The jobs in this section focus on extracting and interpreting components from the image layers produced during the document analysis stage. They are based on jobs in and use features from Gamera, a Python framework for building document analysis applications.

Biollante

Rodan’s Biollante is based on the Gamera job of the same name. It is used to select or weigh the features of connected components for glyph classification. From the Gamera documentation:

Feature selection is the technique of selecting a subset of good features out of a larger feature set to obtain the features which are suitable for the best possible classification. Feature weighting is a generalization of feature selection with real-valued weights between [0,1] instead of the binary values 0/1.

Due to the fact that feature selection and weighting are NP-hard optimization problems, a complete and correct solution is not easy to determine. One way to get an approximate solution is by using genetic algorithms. Even though feature weighting is a generalization of feature selection and should thus be able to produce better classification results, practice has shown that feature selection produces better recognition rates in most cases. It is thus recommended to use feature selection rather than feature weighting [Bolten2012].

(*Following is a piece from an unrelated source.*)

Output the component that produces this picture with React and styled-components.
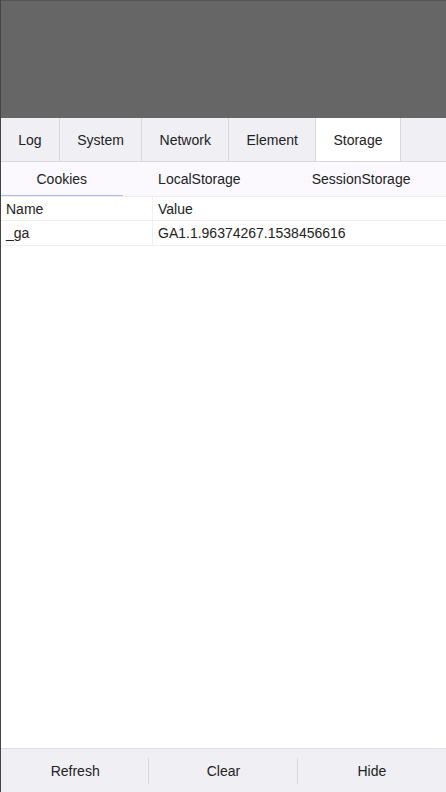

Biollante allows the user to set parameters for optimization and requires the user to set a stop condition. Biollante goes back and forth between an interactive component, where the user is able to set the parameters and stop conditions from a menu, and a non-interactive component where the genetic algorithm is run.

Input Ports

  • Classifier Data - A file of connected components to optimize for kNN classification.

Output Ports

  • Feature Weights/Selection - The results of the feature weighting or selection that can be used in classification.

Interactive Classifier

The Interactive Classifier is a browser-based interactive graphical interface based on the Gamera job of the same name and is used to train a music symbol model. The job iterates between an automatic classification stage of glyphs and a manual correction stage where the user is able to specify more glyphs as training data.

There is also a basic usage tutorial on the project’s wiki page.

Interactive Classifier Ports

The job has the following input and output ports. Optional input ports are in italics.

Input Ports

  • Preview Image - An image to be used to in the preview window to show glyphs in context.
  • Connected Components - A file containing the glyphs to be classified.
  • Training Data - A file containing existing training data, for example from a previous Interactive Classifier job.
  • Feature Selection/Weights - A file specifying the features to use or which weights to assign to features. This can be produced by Biollante.
  • Class Names - A file that defines preexisting classes and subclasses for classification.

Output Ports

  • Training Data - The training data generated during the manual classification stage.
  • Class Names - The class and subclass names used during classification.
  • Classified Glyphs - The glyphs classified as part of the job.

Non-Interactive Classifier

The Non-Interactive Classifier job is based on the non-interactive Gamera classifier. Once a suitable classification is achieved with the Interactive Classifier, the outputs and classification feature weights can be shared with the Non-Interactive Classifier to automatically process the connected component sets from images of the same or a similar manuscript. Instead of iteratively classifying glyphs and generating training data like the Interactive Classifier, this job requires training data as an input and then classifies a provided set of connected components without user input.

Non-Interactive Classifier Ports

Input Ports

  • Training Data - A file containing existing training data, for example from the Interactive Classifier job.
  • Connected Components - A file containing the glyphs to be classified.
  • Feature Selection/Weights - A file specifying the features to use or which weights to assign to the features. This can be produced by Biollante.

Output Ports

  • Classified Glyphs - The glyphs classified as part of the job.